The indefatigable Vice President Cheney, by the way, apparently used his recent trip to Asia in an ad hoc, off the reservation effort to will a new Asian anti-China coalition into existence.
Cheney’s continued defiant willfulness could strike a blow at the cherished doctrine of the unitary executive, which shelters all actions of the executive branch under the umbrella of presidential prerogative.
In the matter of the vendetta against Joseph Wilson and Valerie Plame, Cheney’s lawyers made the jaw-dropping defense that any actions he took to defame Wilson and expose Plame were protected by his unique Constitutional position as a quasi-President—which gave him the right to define and defend “policy”, by outing CIA agents and orchestrating press campaigns against his critics if necessary.
If Cheney tries that argument to justify interference in the North Korean issue—where he is apparently undermining an explicit administration diplomatic initiative—it would be clear his objective was not to promote policy: he would be seen defying presidential policy to enhance his influence, preserve his power, and maintain his ability to act with impunity.
By highlighting the sordid contradiction between power-grubbing reality and the Hegelian ideal of the unitary executive, we might be as close to a constitutional crisis as we’re likely to get with this anything-goes administration.
Leaving aside the pulse-quickening question of whether the North Korean question could finally put the kibosh on Dick Cheney, the issue before us is this:
Perhaps the BDA story has become so ridiculous—and its role in the political maneuvers of a rogue clique within the administration sabotaging this country’s foreign policy in order to regain its influence and initiative so apparent– that journalists and Congressional investigators will finally say:
It’s not a case of where there’s smoke there’s fire. Here we have the smoldering embers of a colossal bonfire of failure and delusion.
Well, maybe they won’t.
My preferred explanation for why the main media outlets, with the exception of McClatchy, don’t use their squishy cranial matter to make sense out of the ludicrous Banco Delta Asia story, instead of mindlessly transcribing anonymous administration backgrounders:
Journalists don’t want to see truth used in the service of evil.
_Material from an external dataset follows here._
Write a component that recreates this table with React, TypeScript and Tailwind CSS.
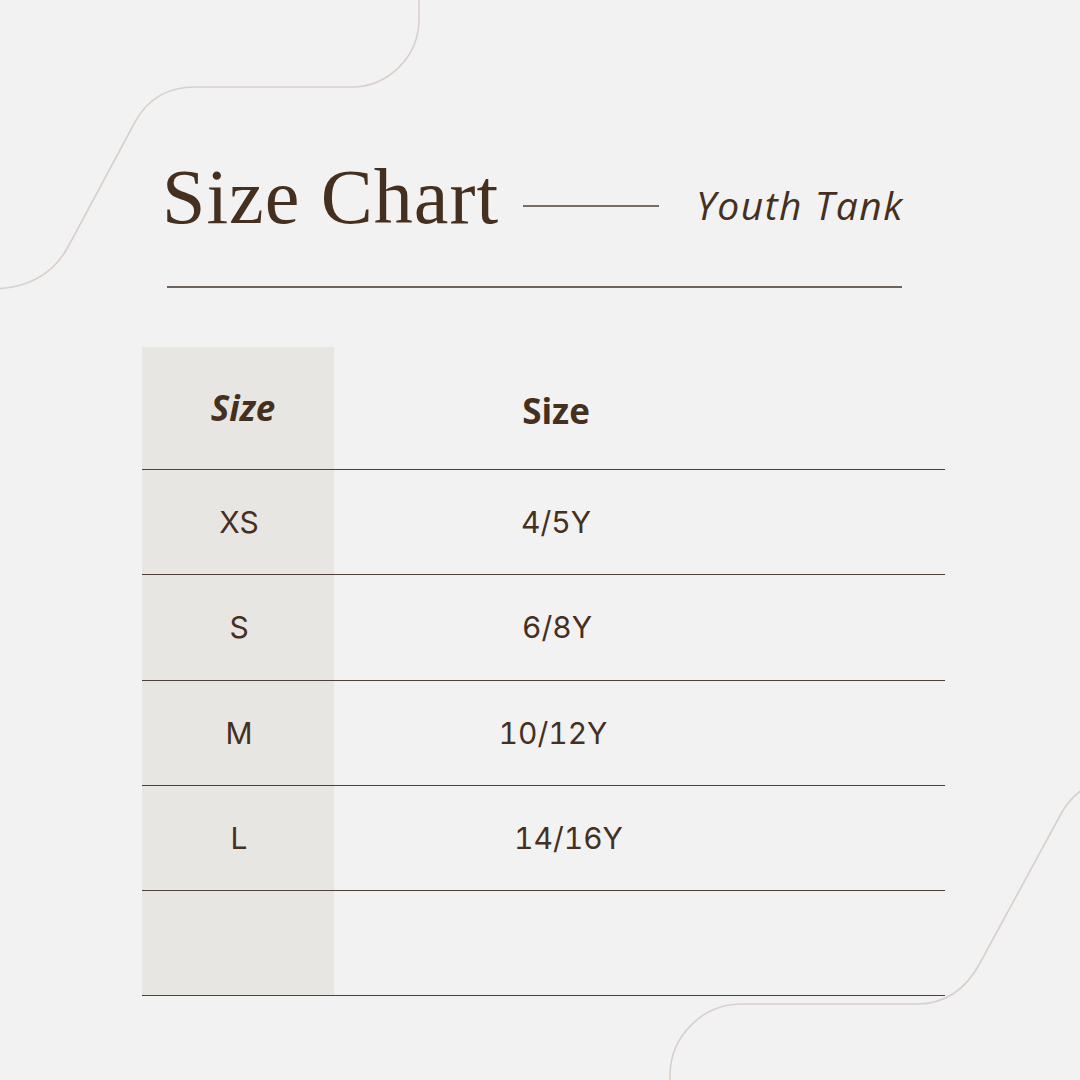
import React from "react";

const rows = [
  { size: "XS", age: "4/5Y", off: "ml-0", h: "h-[105px]" },
  { size: "S", age: "6/8Y", off: "ml-[2px]", h: "h-[106px]" },
  { size: "M", age: "10/12Y", off: "ml-[-6px]", h: "h-[105px]" },
  { size: "L", age: "14/16Y", off: "ml-[25px]", h: "h-[105px]" },
  { size: "", age: "", off: "ml-0", h: "h-[105px]" },
];

export default function App() {
  return (
    <div className="relative w-[1080px] h-[1080px] overflow-hidden bg-[#f2f2f2] text-[#45301f]">
      <svg
        className="absolute inset-0 pointer-events-none"
        width="1080"
        height="1080"
        viewBox="0 0 1080 1080"
        fill="none"
      >
        <path
          d="M -10 289 Q 45 289 68 247 L 135 122 Q 154 87 195 87 L 351 87 A 68 68 0 0 0 419 19 L 419 -5"
          stroke="#d9d0cb"
          strokeWidth="1.6"
        />
        <path
          d="M 670 1090 L 670 1076 A 72 72 0 0 1 742 1004 L 917 1004 Q 958 1004 980 963 L 1062 812 Q 1075 790 1100 780"
          stroke="#d9d0cb"
          strokeWidth="1.6"
        />
      </svg>

      <div className="relative flex flex-col pt-[158px]">
        <div className="flex items-center h-[78px] pl-[162px]">
          <h1 className="font-['Liberation_Serif',serif] text-[78px] leading-none font-normal tracking-[1px]">
            Size Chart
          </h1>
          <div className="ml-[24px] w-[136px] h-[1.5px] bg-[#7a6d66] mt-[18px]" />
          <div className="ml-[37px] font-['Open_Sans',sans-serif] italic text-[39px] leading-none tracking-[1.5px] mt-[14px]">
            Youth Tank
          </div>
        </div>

        <div className="ml-[167px] mt-[50px] w-[735px] h-[1.5px] bg-[#6e625b]" />

        <div className="ml-[142px] mt-[59px] w-[803px] flex flex-col">
          <div className="flex h-[123px] border-b-[1.5px] border-[#4e4038]">
            <div className="w-[192px] bg-[#e8e6e2] flex items-center justify-center pl-[10px]">
              <span className="font-['Open_Sans',sans-serif] italic font-bold text-[35px] leading-none">
                Size
              </span>
            </div>
            <div className="w-[444px] flex items-center justify-center pt-[6px]">
              <span className="font-['Open_Sans',sans-serif] font-bold text-[35px] leading-none">
                Size
              </span>
            </div>
          </div>
          {rows.map((r, i) => (
            <div
              key={i}
              className={`flex ${r.h} border-b-[1.5px] border-[#4e4038]`}
            >
              <div className="w-[192px] bg-[#e8e6e2] flex items-center justify-center pl-[2px]">
                <span className="font-['Inter',sans-serif] text-[30px] leading-none">
                  {r.size}
                </span>
              </div>
              <div className="w-[444px] flex items-center justify-center">
                <span
                  className={`${r.off} font-['Inter',sans-serif] text-[30px] leading-none tabular-nums`}
                >
                  {r.age}
                </span>
              </div>
            </div>
          ))}
        </div>
      </div>
    </div>
  );
}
Clear-eyed critical reporting by the mainstream outlets could have undercut US and international political support for the invasion of Iraq; but very few journalists and editors were ready to assume the moral responsibility of prolonging the reign of Saddam Hussein by reporting on the factual and logical deficiencies of the Bush administration’s case.
It’s easier to say, Their guy’s bad and I’ll give our guy the benefit of the doubt in my reporting, even if his facts look a bit dodgy.
Same with North Korea.
We’re supposed to let the North Koreans get some money tied up in a sanctioned bank in Macau as a confidence-building measure so the Six Party Agreement on nuclear disarmament can proceed.
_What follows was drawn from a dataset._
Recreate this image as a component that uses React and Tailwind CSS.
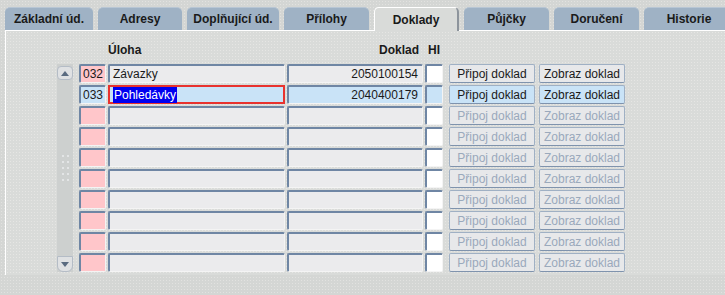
import React from 'react';

const tabs = [
    { label: 'Základní úd.', w: 'w-[88px]' },
    { label: 'Adresy', w: 'w-[84px]' },
    { label: 'Doplňující úd.', w: 'w-[92px]' },
    { label: 'Přílohy', w: 'w-[85px]' },
    { label: 'Doklady', w: 'w-[85px]', active: true },
    { label: 'Půjčky', w: 'w-[85px]' },
    { label: 'Doručení', w: 'w-[85px]' },
    { label: 'Historie', w: 'w-[90px]' },
];

const rows = [
    { kod: '032', uloha: 'Závazky', doklad: '2050100154', enabled: true },
    { kod: '033', uloha: 'Pohledávky', doklad: '2040400179', enabled: true, current: true },
    {}, {}, {}, {}, {}, {}, {}, {},
];

const cell = 'h-[19px] border-t-2 border-l-2 border-[#6f86a4] border-r border-b border-r-[#f4f4f4] border-b-[#f4f4f4] rounded-[2px] flex items-center text-[12px] leading-none';

const Button = ({ label, enabled, current }) => (
    <div
        className={`w-[86px] h-[19px] rounded-[2px] border border-[#9fb0c4] border-b-[#7f93ad] flex items-center justify-center text-[12px] leading-none ${
            current ? 'bg-[#c9e3f7]' : 'bg-[#e7e8ea]'
        } ${enabled ? 'text-[#1a1a1a]' : 'text-[#9aa9bc]'}`}
    >
        {label}
    </div>
);

const Row = ({ row }) => {
    const bg = row.current ? 'bg-[#c9e3f7]' : 'bg-[#ebebed]';
    return (
        <div className="flex items-center h-[19px]">
            <div className={`${cell} w-[27px] pl-[2px] ${row.current ? 'bg-[#c9e3f7]' : 'bg-[#ffc6ca]'}`}>{row.kod}</div>
            {row.current ? (
                <div className="ml-[2px] w-[177px] h-[19px] border-2 border-[#e8322e] bg-[#c9e3f7] flex items-center pl-[3px] text-[12px] leading-none">
                    <span className="bg-[#0000f0] text-white px-[1px] py-[2px]">{row.uloha}</span>
                </div>
            ) : (
                <div className={`${cell} ml-[2px] w-[177px] pl-[3px] ${bg}`}>{row.uloha}</div>
            )}
            <div className={`${cell} ml-[2px] w-[136px] justify-end pr-[4px] ${bg}`}>{row.doklad}</div>
            <div className={`${cell} ml-[2px] w-[18px] ${row.current ? 'bg-[#c9e3f7]' : 'bg-white'}`}></div>
            <div className="ml-[6px] flex gap-[4px]">
                <Button label="Připoj doklad" enabled={row.enabled} current={row.current} />
                <Button label="Zobraz doklad" enabled={row.enabled} current={row.current} />
            </div>
        </div>
    );
};

const App = () => {
    return (
        <div
            className="w-[725px] h-[295px] overflow-hidden bg-[#d4d6d4] bg-[radial-gradient(#e2e2e0_0.6px,transparent_0.8px)] bg-[length:3px_3px] text-[#1a1a1a]"
            style={{ fontFamily: '"Liberation Sans", Arial, sans-serif' }}
        >
            {/* zalozky */}
            <div className="flex gap-[5px] pl-[5px] pt-[7px] h-[30px]">
                {tabs.map((t) => (
                    <div
                        key={t.label}
                        className={`${t.w} shrink-0 h-[23px] rounded-t-[5px] flex items-center justify-center text-[12px] font-bold ${
                            t.active
                                ? 'bg-[#d9dbd9] border-t border-l border-white border-r-2 border-r-[#8d949c] h-[24px] relative z-10'
                                : 'bg-[#9fb2c5] border-t border-[#b8c6d4]'
                        }`}
                    >
                        {t.label}
                    </div>
                ))}
            </div>

            {/* panel */}
            <div className="ml-[5px] h-[245px] border-t border-l border-white bg-[#d9dbd9] bg-[radial-gradient(#e6e6e4_0.6px,transparent_0.8px)] bg-[length:3px_3px]">
                <div className="flex items-end h-[28px] text-[12px] font-bold">
                    <div className="ml-[102px] w-[177px]">Úloha</div>
                    <div className="ml-[2px] w-[136px] text-right pr-[4px]">Doklad</div>
                    <div className="ml-[2px] w-[18px] pl-[3px]">HI</div>
                </div>
                <div className="flex mt-[5px]">
                    {/* scrollbar */}
                    <div className="ml-[51px] w-[16px] h-[208px] bg-[#cdd0cf] flex flex-col justify-between items-center">
                        <div className="w-[16px] h-[14px] mt-[2px] rounded-[4px] border border-[#b4bcc6] bg-[#dfe1e3] flex items-center justify-center">
                            <svg width="8" height="5" viewBox="0 0 8 5"><path d="M0 5 L4 0 L8 5 Z" fill="#5a6b80" /></svg>
                        </div>
                        <div className="grid grid-cols-2 gap-x-[3px] gap-y-[4px] opacity-80">
                            {[...Array(10)].map((_, i) => (
                                <div key={i} className="w-[2px] h-[2px] bg-[#f2f4f6] rounded-full" />
                            ))}
                        </div>
                        <div className="w-[16px] h-[16px] rounded-b-[6px] border border-[#b4bcc6] bg-[#dfe1e3] flex items-center justify-center">
                            <svg width="8" height="5" viewBox="0 0 8 5"><path d="M0 0 L8 0 L4 5 Z" fill="#5a6b80" /></svg>
                        </div>
                    </div>
                    <div className="ml-[6px] flex flex-col gap-[2px]">
                        {rows.map((r, i) => (
                            <Row key={i} row={r} />
                        ))}
                    </div>
                </div>
            </div>
        </div>
    );
};

export default App;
The stated cause for the two month delay is absurd: that a Treasury rule under Patriot Act Section 311—a rule that can be revised or discarded through secret, unilateral deliberations—is somehow binding the hands of the most authoritarian executive in recent American presidential history .
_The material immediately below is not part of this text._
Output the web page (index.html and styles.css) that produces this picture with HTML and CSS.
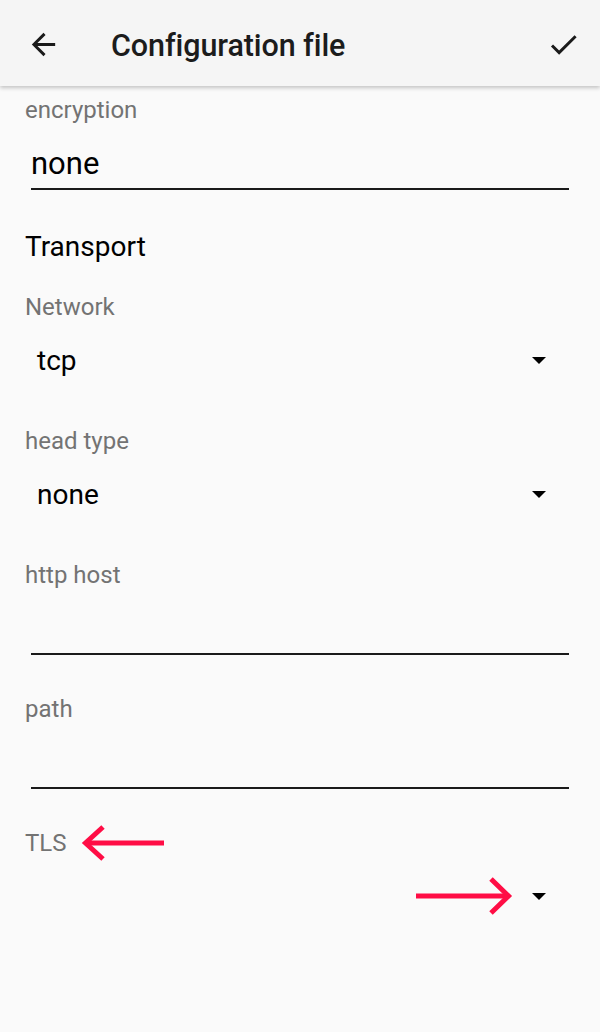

But the media seems to be acutely aware of the embarrassment and the possible moral cost of providing aid and comfort to the toadlike Kim Jung Il by taking cognizance of the fact that our North Korea policy is built on bullsh*t.
So one can almost feel the strain of cognitive dissonance that’s making the sweat pop out on the foreheads of journalists as they try to blame the North Koreans for the fact that we won’t give their money back to them:
QUESTION: Given that it’s been a month since the April 14th deadline and initially you were saying that you would give it days and that your time was not infinite, your patience wasn’t infinite. What have you heard from the North Koreans besides the fact that they intend to meet their February 13th obligations, about how they’re actively working to resolve the BDA issue?
QUESTION: But when you say the time was not infinite before, are there any kind of punishments for North Korea if they don’t move quickly on this?
QUESTION: What do you see that gives you confidence that they are trying to work through it?
That’s enough for one day (May 15) at the State Department press briefing.
The Democrats have a similar problem on the issue of oversight. Beyond the immediate political desirability of looking tough on Kim Jung Il, Democrats are probably enamored of Patriot Act Section 311 sanctions as the prime example of the virtuous, consensual soft-power coercion they expect to apply as their primary diplomatic tool in the post-Bush era.
Also, with our hard-power forces bogged down in Iraq, financial sanctions look like one of the few effective weapons left in our arsenal—ones that should not be weakened by public criticism.
Blogs like China Matters, of course, don’t wield any political influence, so we don’t have the weight of the world on our shoulders.
We can follow the story—and the truth—where it leads.
But it’s also the right way.
Governments don’t lie just for the sake of speed and efficiency.
They lie because they haven’t managed to address real problems, because if these problems were revealed and discussed, our leaders might become discredited and lose the political initiative
Sometimes these are problems that can’t be solved. Sometimes the problems could have been solved but the lie has forestalled public scrutiny, so the caravan can move onto the next problem—and maybe the next lie…
…and the next, and the next…
…until the consequences of all those successful lies—the fatal accretion of faulty assumptions and failed policies–come home to roost.
What I believe we have on the BDA matter is a small clique trying to sabotage our current North Korean policy, not because it has a better policy, but because it wants to avoid accountability and responsibility for a policy that has already failed.
And I think the media and Congress should go after it.
It’s not an issue of giving Kim Jung Il a hand.
It’s a matter of helping the United States get out of a jam that the hardliners put us in—and perversely want to keep us in.
There’s no point anymore in giving failure the benefit of the doubt—or the protection of willfully obtuse and credulous coverage.